## Your instructions
Every line in the listing below from the one with "The picture is" through the one with "text-[51px] text-[#111827] shadow-[0_4px_7px_rgba(0,0,0,0.05)]';" is to be reproduced exactly, both ends included; leave out the rest.

## Provided material
----

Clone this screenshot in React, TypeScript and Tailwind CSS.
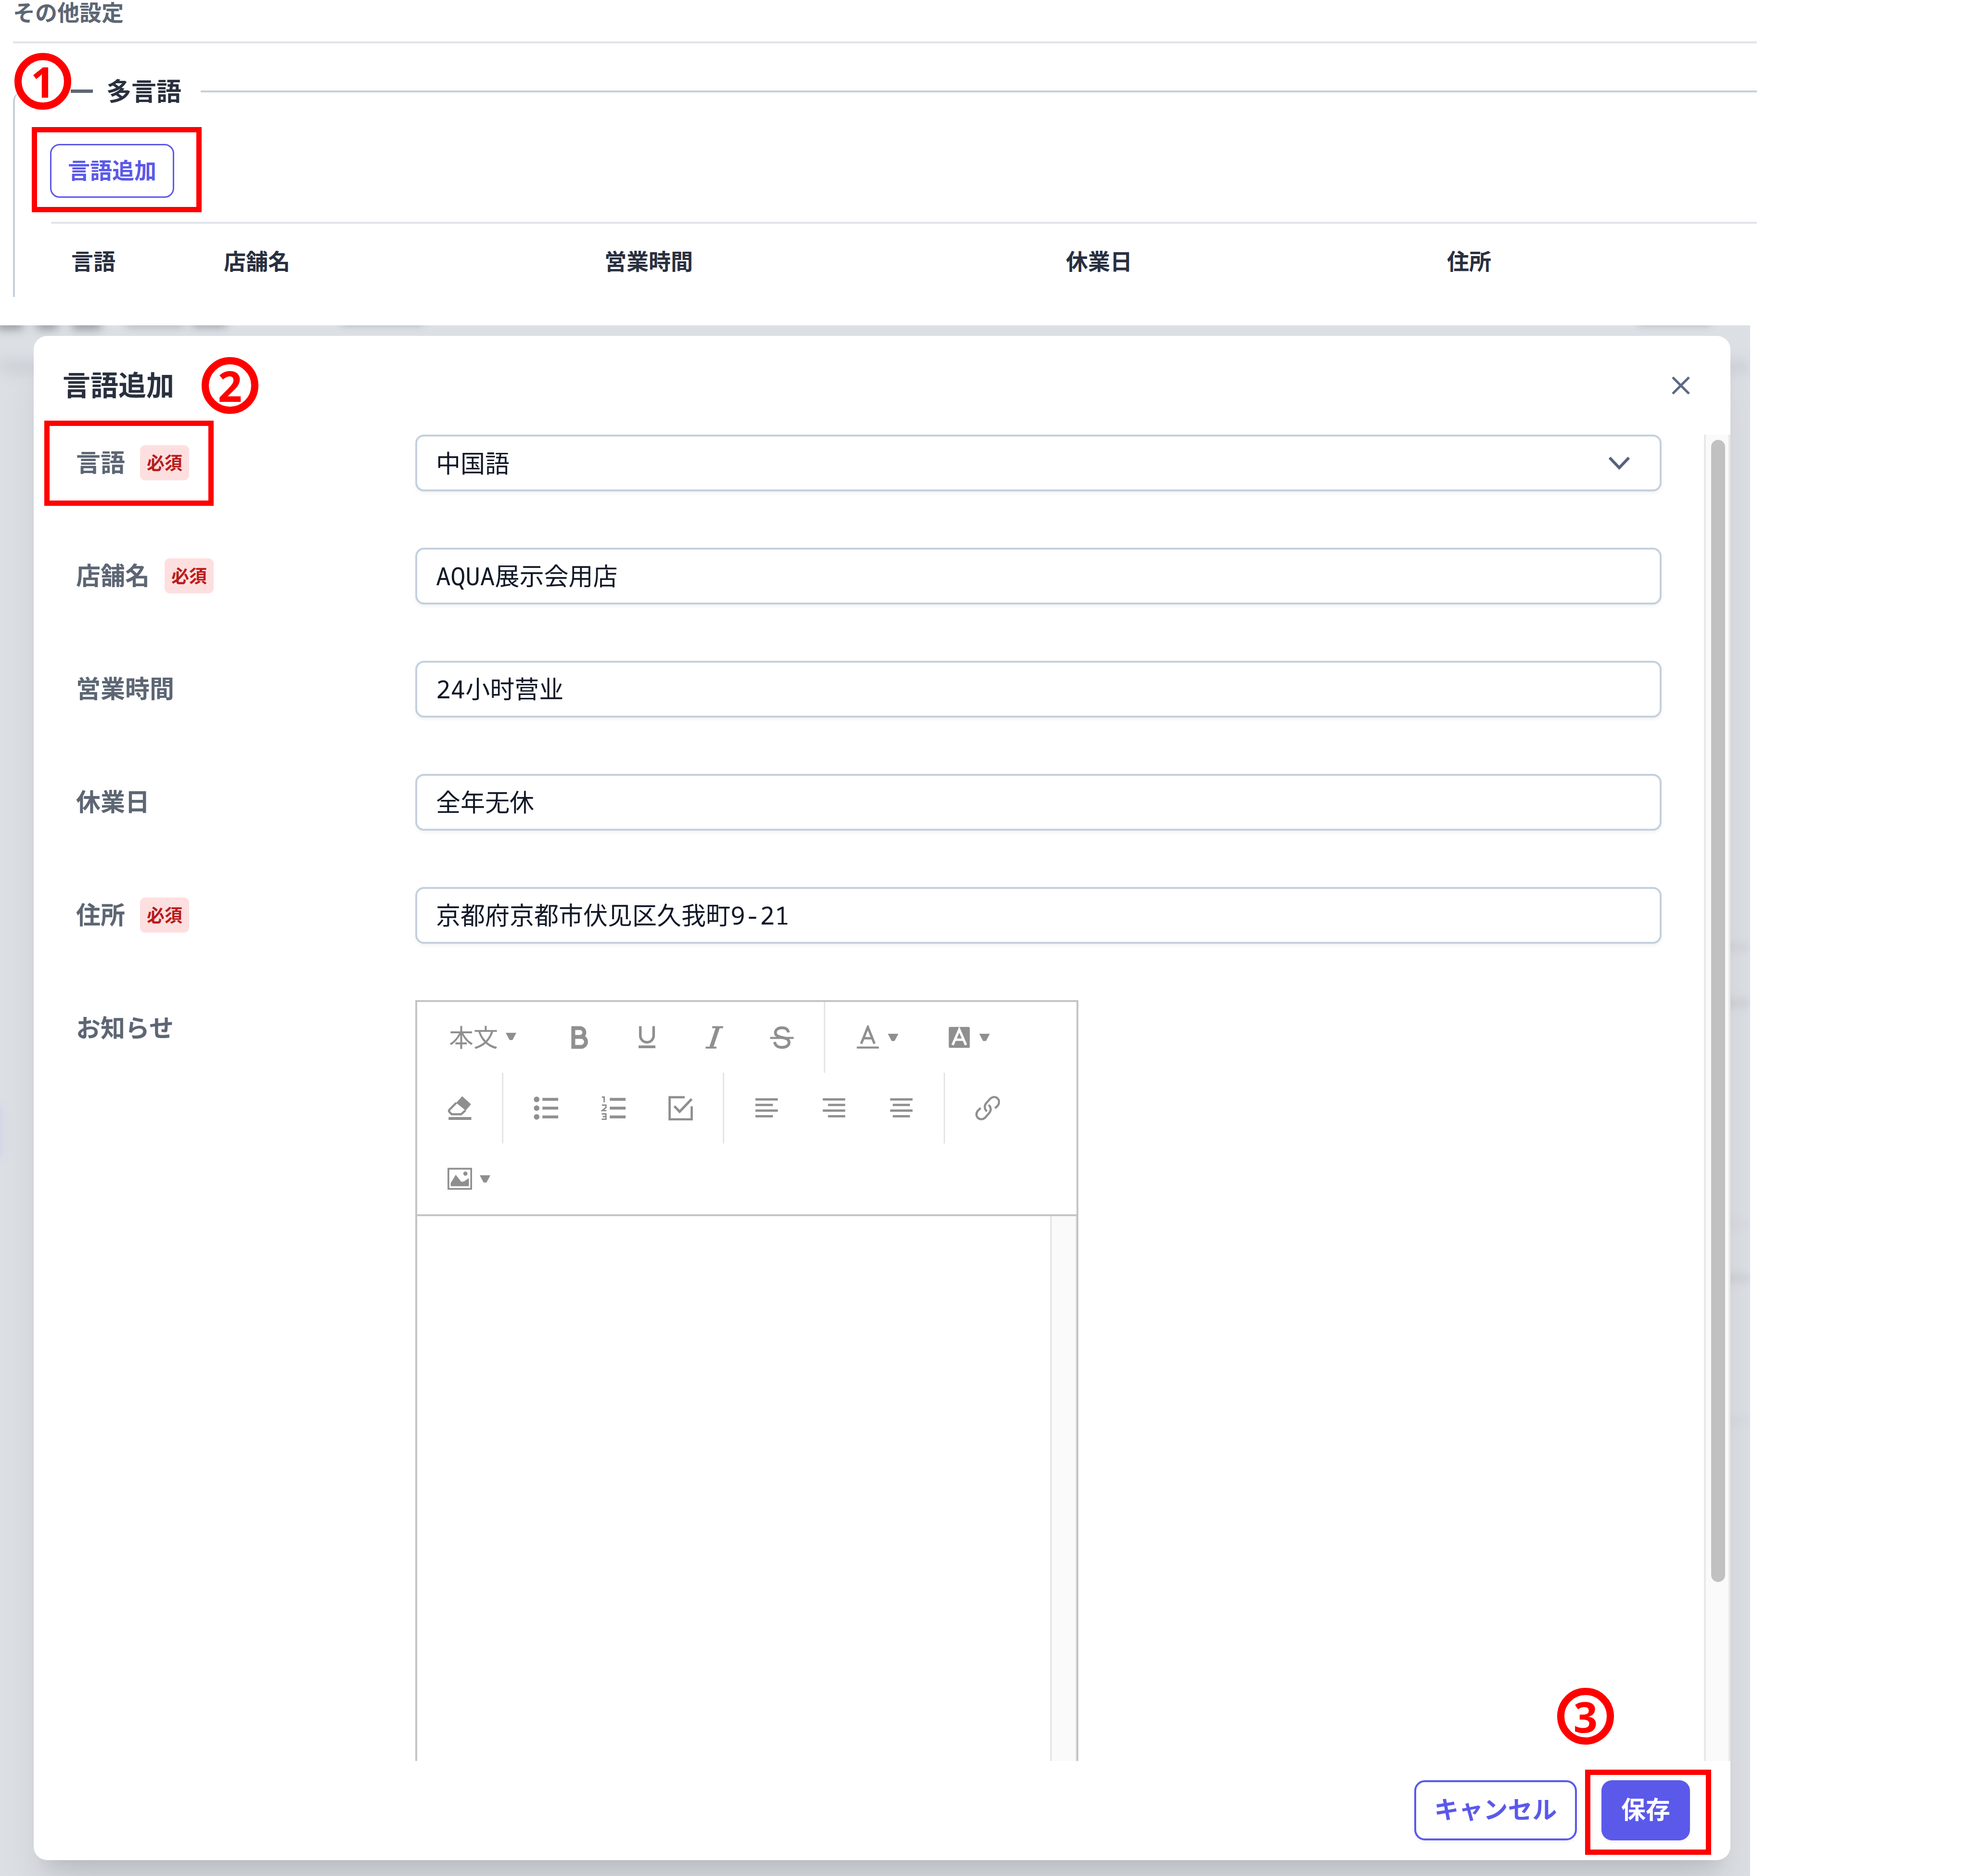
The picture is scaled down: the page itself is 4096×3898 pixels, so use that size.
import React, { useState } from 'react';
import clsx from 'clsx';

type Field = {
  id: string;
  label: string;
  required?: boolean;
  value: string;
};

const fields: Field[] = [
  { id: 'shopName', label: '店舗名', required: true, value: 'AQUA展示会用店' },
  { id: 'hours', label: '営業時間', value: '24小时营业' },
  { id: 'holiday', label: '休業日', value: '全年无休' },
  { id: 'address', label: '住所', required: true, value: '京都府京都市伏见区久我町9-21' },
];

const inputClass =
  'block h-[118px] w-full rounded-[18px] border-4 border-[#c5d0dd] bg-white px-[39px] font-["Noto_Sans_Mono","DejaVu_Sans_Mono","Noto_Sans_CJK_JP",monospace] text-[51px] text-[#111827] shadow-[0_4px_7px_rgba(0,0,0,0.05)]';

function StepNumber({ n, className }: { n: number; className: string }) {
  return (
    <span
      className={clsx(
        'absolute flex size-[118px] items-center justify-center rounded-full border-[15px] border-[#ff0000] font-["Noto_Sans"] text-[88px] leading-none font-bold text-[#ff0000]',
        className
      )}
    >
      {n}
    </span>
  );
}

function RedFrame({ className }: { className: string }) {
  return <span className={clsx('pointer-events-none absolute border-[11px] border-[#ff0000]', className)} />;
}

function RequiredBadge() {
  return (
    <span className="mt-1.5 flex h-[73px] items-center rounded-[11px] bg-[#fedfdf] px-[14px] text-[37px] font-bold text-[#b91c1c]">
      必須
    </span>
  );
}

function FieldLabel({ htmlFor, label, required }: { htmlFor: string; label: string; required?: boolean }) {
  return (
    <label htmlFor={htmlFor} className="flex h-[118px] items-center gap-[31px] pb-2 font-bold text-[#5d6674]">
      {label}
      {required && <RequiredBadge />}
    </label>
  );
}

function Caret() {
  return (
    <svg viewBox="0 0 22 15" className="ml-4 h-[15px] w-[22px]" fill="currentColor">
      <path d="M0 0h22l-8 15h-6z" />
    </svg>
  );
}

function Icon({ children }: { children: React.ReactNode }) {
  return (
    <svg viewBox="0 0 14 14" className="size-[51px] shrink-0" fill="none" stroke="currentColor" strokeWidth="1.2">
      {children}
    </svg>
  );
}

function Tool({ label, children, menu }: { label: string; children: React.ReactNode; menu?: boolean }) {
  return (
    <button
      type="button"
      aria-label={label}
      className={clsx('flex h-[147px] items-center', menu ? 'w-[190px] pl-[45px]' : 'w-[140px] justify-center')}
    >
      {children}
      {menu && <Caret />}
    </button>
  );
}

function Separator() {
  return <span className="mx-[18px] h-[147px] w-[3px] bg-[#e5e5e5]" />;
}

function ListLines() {
  return <path d="M5 2h9M5 7h9M5 12h9" strokeWidth="1.6" />;
}

function EditorToolbar() {
  return (
    <div className="border-b-4 border-[#c5c5c5] px-[18px] text-[#8f8f8f]">
      <div className="flex">
        <button type="button" className="flex h-[147px] w-[249px] items-center pb-1 pl-[48px] text-[51px]">
          本文
          <Caret />
        </button>
        <Tool label="太字">
          <Icon>
            <path d="M3.4 1.7h3.8a2.5 2.5 0 0 1 0 5H3.4zM3.4 6.7h4.4a2.8 2.8 0 0 1 0 5.7H3.4z" strokeWidth="2.2" />
          </Icon>
        </Tool>
        <Tool label="下線">
          <Icon>
            <path d="M3.2 .6v5.400a3.8 3.8 0 0 0 7.600 0V.6" strokeWidth="1.5" />
            <path d="M2.2 12.4h9.6" strokeWidth="1.6" />
          </Icon>
        </Tool>
        <Tool label="斜体">
          <Icon>
            <path d="M5.8 1.2h6.2M2 12.8h6.2" strokeWidth="1.1" />
            <path d="M9 1.4 5.2 12.8" strokeWidth="2.2" />
          </Icon>
        </Tool>
        <Tool label="取り消し線">
          <Icon>
            <path
              d="M10.8 4.2C10.6 2.4 9.2 1.5 7.2 1.5 5 1.5 3.4 2.6 3.4 4.3c0 3.8 7.8 1.6 7.8 5.6 0 1.7-1.7 2.8-4 2.8-2.4 0-4-1.1-4.2-3.1"
              strokeWidth="1.6"
            />
            <path d="M.4 7.3h13.4" />
          </Icon>
        </Tool>
        <Separator />
        <Tool label="文字色" menu>
          <Icon>
            <path d="M3.2 10.6 7 1.2l3.8 9.4M4.5 7.5h5" strokeWidth="1.4" />
            <path d="M.7 12.8h12.6" />
          </Icon>
        </Tool>
        <Tool label="背景色" menu>
          <Icon>
            <rect x="1" y="1" width="12" height="12" rx=".7" fill="currentColor" stroke="none" />
            <path d="M3.2 11.3 7 2.6l3.8 8.7M4.6 8.3h4.8" stroke="#fff" strokeWidth="1.4" />
          </Icon>
        </Tool>
      </div>
      <div className="flex">
        <Tool label="書式をクリア">
          <Icon>
            <path d="M8.4.2 13.4 4.8 10.4 8.4 4.9 4z" fill="currentColor" stroke="none" />
            <path d="M5 4 1.2 7.8c-.5.5-.5 1 0 1.5l1.2 1.2h5.4l2.4-2.2" />
            <path d="M.6 12.9h13" strokeWidth="1.6" />
          </Icon>
        </Tool>
        <Separator />
        <Tool label="箇条書き">
          <Icon>
            <ListLines />
            <g fill="currentColor" stroke="none">
              <circle cx="1.7" cy="2" r="1.6" />
              <circle cx="1.7" cy="7" r="1.6" />
              <circle cx="1.7" cy="12" r="1.6" />
            </g>
          </Icon>
        </Tool>
        <Tool label="番号付きリスト">
          <Icon>
            <ListLines />
            <path d="M.5.7h1.3v3M.5 5.3h2.3v1.4L.7 8.4h2.4M.4 10.3h2.4v3H.4M1 11.8h1.8" strokeWidth=".8" />
          </Icon>
        </Tool>
        <Tool label="チェックリスト">
          <Icon>
            <path d="M9.3 .8H.7v12.6h12.6V6" strokeWidth="1.3" />
            <path d="m3.4 5.9 3 3.1 6.9-7.2" strokeWidth="1.4" />
          </Icon>
        </Tool>
        <Separator />
        <Tool label="左揃え">
          <Icon>
            <path d="M.5 2h12.8M.5 5.2h10M.5 8.4h12.8M.5 11.6h10" strokeWidth="1.3" />
          </Icon>
        </Tool>
        <Tool label="右揃え">
          <Icon>
            <path d="M.5 2h12.8M3.5 5.2h9.8M.5 8.4h12.8M3.5 11.6h9.8" strokeWidth="1.3" />
          </Icon>
        </Tool>
        <Tool label="中央揃え">
          <Icon>
            <path d="M.5 2h12.8M2 5.2h9.8M.5 8.4h12.8M2 11.6h9.8" strokeWidth="1.3" />
          </Icon>
        </Tool>
        <Separator />
        <Tool label="リンク">
          <Icon>
            <path d="M6.6 8.8C5 7.6 5 5.4 6.3 4l2-2.2C9.6.4 11.4.3 12.6 1.4c1.2 1.1 1.2 2.9.1 4.2l-1.5 1.5" />
            <path d="M7.5 5.2c1.6 1.2 1.6 3.3.3 4.7l-2.1 2.4c-1.2 1.3-3.1 1.4-4.2.3C.3 11.5.3 9.7 1.5 8.4L3 6.9" />
          </Icon>
        </Tool>
      </div>
      <div className="flex">
        <Tool label="画像" menu>
          <Icon>
            <path d="M.5 1.2h13v11.5H.5z" strokeWidth="1" />
            <path d="M1.8 11.2V9.4l2.9-4.7 3.2 4 1.6-.3 2.7-1.9v4.7z" fill="currentColor" stroke="none" />
            <circle cx="10.2" cy="4" r="1.2" fill="currentColor" stroke="none" />
          </Icon>
        </Tool>
      </div>
    </div>
  );
}

function SettingsSection() {
  const headings = [
    { text: '言語', width: 'w-[317px]' },
    { text: '店舗名', width: 'w-[791px]' },
    { text: '営業時間', width: 'w-[959px]' },
    { text: '休業日', width: 'w-[792px]' },
    { text: '住所', width: '' },
  ];

  return (
    <section className="relative mr-[445px] h-[676px] pl-[27px] text-[46px]">
      <h2 className="h-[86px] leading-[46px] font-bold text-[#5d6674]">その他設定</h2>
      <hr className="border-t-4 border-[#e2e4ea]" />

      <div className="mt-[74px] flex h-[51px] items-center">
        <span className="ml-[120px] h-[7px] w-[46px] bg-[#5d6674]" />
        <h3 className="ml-7 pb-1.5 text-[52px] leading-[51px] font-bold text-[#29303f]">多言語</h3>
        <span className="ml-10 h-1 grow bg-[#c5d0dd]" />
      </div>

      <div className="-mt-[23px] h-[425px] rounded-tl-[18px] border-l-4 border-[#c5d0dd] pt-[107px] pl-[75px]">
        <button
          type="button"
          className="-ml-[2px] block h-[112px] w-[258px] rounded-[20px] border-[3px] border-[#5b59ea] pb-2 font-bold text-[#5b59ea]"
        >
          言語追加
        </button>
        <table className="mt-[50px] w-full table-fixed border-t-4 border-[#e2e4ea]">
          <thead>
            <tr className="h-[158px]">
              {headings.map((h) => (
                <th key={h.text} className={clsx('pb-1.5 pl-[42px] text-left font-bold text-[#29303f]', h.width)}>
                  {h.text}
                </th>
              ))}
            </tr>
          </thead>
        </table>
      </div>

      <StepNumber n={1} className="top-[110px] left-[30px]" />
      <RedFrame className="top-[264px] left-[66px] h-[177px] w-[353px]" />
    </section>
  );
}

// What shows through of the page behind the dialog
function BlurredPage() {
  return (
    <div aria-hidden="true" className="absolute inset-0">
      <div className="absolute inset-x-0 top-[74px] h-6 bg-[#cbced4] blur-[14px]" />
      <div className="absolute top-[1288px] right-0 h-2 w-60 bg-[#c8cbd1] blur-[9px]" />
      <div className="absolute top-[1402px] right-0 h-3 w-60 bg-[#c8cbd1] blur-[9px]" />
      <div className="absolute top-[1866px] right-0 h-1 w-60 bg-[#c8cbd1] blur-[9px]" />
      <div className="absolute top-[1974px] right-0 h-3 w-60 bg-[#c8cbd1] blur-[9px]" />
      <div className="absolute top-[2276px] right-0 h-1 w-60 bg-[#c8cbd1] blur-[9px]" />
      <div className="absolute top-[1620px] -left-4 h-[110px] w-4 bg-[#c9cbe8] blur-[10px]" />
      <div className="absolute -top-4 -left-2 h-6 w-[56px] bg-[#92959a] blur-[10px]" />
      <div className="absolute -top-4 left-[76px] h-6 w-11 bg-[#92959a] blur-[10px]" />
      <div className="absolute -top-4 left-[150px] h-6 w-[60px] bg-[#92959a] blur-[10px]" />
      <div className="absolute -top-4 left-[262px] h-5 w-[120px] bg-[#b4b7bc] blur-[9px]" />
      <div className="absolute -top-4 left-[400px] h-5 w-[70px] bg-[#9fa2a7] blur-[9px]" />
      <div className="absolute -top-4 left-[710px] h-4 w-[170px] bg-[#aeb6bf] blur-[8px]" />
      <div className="absolute -top-4 right-[82px] h-4 w-[150px] bg-[#b4b7bc] blur-[8px]" />
    </div>
  );
}

function LanguageDialog() {
  const [values, setValues] = useState<Record<string, string>>(
    Object.fromEntries(fields.map((f) => [f.id, f.value]))
  );

  return (
    <div className="relative mr-[41px] ml-[70px] rounded-[28px] bg-white text-[51px] shadow-[0_73px_92px_-18px_rgba(0,0,0,0.1),0_29px_37px_-22px_rgba(0,0,0,0.1)]">
      <div className="flex h-[205px] items-center justify-between pr-[84px] pl-[60px]">
        <h2 className="pb-1.5 text-[58px] font-bold text-[#29303f]">言語追加</h2>
        <button type="button" aria-label="閉じる" className="text-[#5b6983]">
          <svg viewBox="0 0 38 38" className="size-[38px]" stroke="currentColor" strokeWidth="5">
            <path d="M2 2l34 34M36 2 2 36" />
          </svg>
        </button>
      </div>

      <div className="flex h-[2756px] justify-between overflow-hidden">
        <div className="mr-[88px] ml-[88px] grid grow grid-cols-[705px_1fr] content-start gap-y-[117px]">
          <FieldLabel htmlFor="language" label="言語" required />
          <div className="relative">
            <select id="language" className={clsx(inputClass, 'appearance-none')} defaultValue="zh">
              <option value="zh">中国語</option>
              <option value="en">英語</option>
            </select>
            <svg
              viewBox="0 0 46 32"
              className="pointer-events-none absolute top-11 right-[65px] h-8 w-[46px] text-[#55627a]"
              fill="none"
              stroke="currentColor"
              strokeWidth="6"
            >
              <path d="M3 4l20 21L43 4" />
            </svg>
          </div>

          {fields.map((field) => (
            <React.Fragment key={field.id}>
              <FieldLabel htmlFor={field.id} label={field.label} required={field.required} />
              <input
                id={field.id}
                type="text"
                className={clsx(inputClass, 'pb-1.5')}
                value={values[field.id]}
                onChange={(e) => setValues({ ...values, [field.id]: e.target.value })}
              />
            </React.Fragment>
          ))}

          <FieldLabel htmlFor="notice" label="お知らせ" />
          <div className="w-[1378px] border-4 border-[#c5c5c5]">
            <EditorToolbar />
            <div className="flex h-[1400px]">
              <textarea id="notice" className="grow resize-none" />
              <span className="w-[55px] border-r-2 border-l-4 border-[#e8e8e8] bg-[#fafafa]" />
            </div>
          </div>
        </div>

        {/* Scrollbar */}
        <div className="w-[55px] shrink-0 border-r-4 border-l-4 border-[#e8e8e8] bg-[#fafafa] pt-[11px]">
          <div className="ml-[11px] h-[2373px] w-[29px] rounded-full bg-[#c1c1c1]" />
        </div>
      </div>

      <div className="flex h-[206px] gap-[51px] pt-10 pr-[84px] font-bold">
        <button
          type="button"
          className="ml-auto h-[125px] w-[338px] rounded-[22px] border-4 border-[#5b59ea] pb-2 text-[#5b59ea] shadow-[0_4px_7px_rgba(0,0,0,0.05)]"
        >
          キャンセル
        </button>
        <button
          type="button"
          className="h-[125px] w-[184px] rounded-[22px] bg-[#5b59ea] pb-2 text-white shadow-[0_4px_7px_rgba(0,0,0,0.05)]"
        >
          保存
        </button>
      </div>

      <StepNumber n={2} className="top-11 left-[349px]" />
      <RedFrame className="top-[176px] left-[22px] h-[177px] w-[352px]" />
      <StepNumber n={3} className="right-[242px] bottom-[240px]" />
      <RedFrame className="right-10 bottom-[11px] h-[177px] w-[262px]" />
    </div>
  );
}

function App() {
  return (
    <div className='min-h-screen bg-white font-["Noto_Sans_CJK_JP",sans-serif]'>
      <SettingsSection />
      <main className="relative mr-[459px] overflow-hidden bg-[#dce0e5] pt-[22px] pb-[33px]">
        <BlurredPage />
        <LanguageDialog />
      </main>
    </div>
  );
}

export default App;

----

## Task solution
The picture is scaled down: the page itself is 4096×3898 pixels, so use that size.
import React, { useState } from 'react';
import clsx from 'clsx';

type Field = {
  id: string;
  label: string;
  required?: boolean;
  value: string;
};

const fields: Field[] = [
  { id: 'shopName', label: '店舗名', required: true, value: 'AQUA展示会用店' },
  { id: 'hours', label: '営業時間', value: '24小时营业' },
  { id: 'holiday', label: '休業日', value: '全年无休' },
  { id: 'address', label: '住所', required: true, value: '京都府京都市伏见区久我町9-21' },
];

const inputClass =
  'block h-[118px] w-full rounded-[18px] border-4 border-[#c5d0dd] bg-white px-[39px] font-["Noto_Sans_Mono","DejaVu_Sans_Mono","Noto_Sans_CJK_JP",monospace] text-[51px] text-[#111827] shadow-[0_4px_7px_rgba(0,0,0,0.05)]';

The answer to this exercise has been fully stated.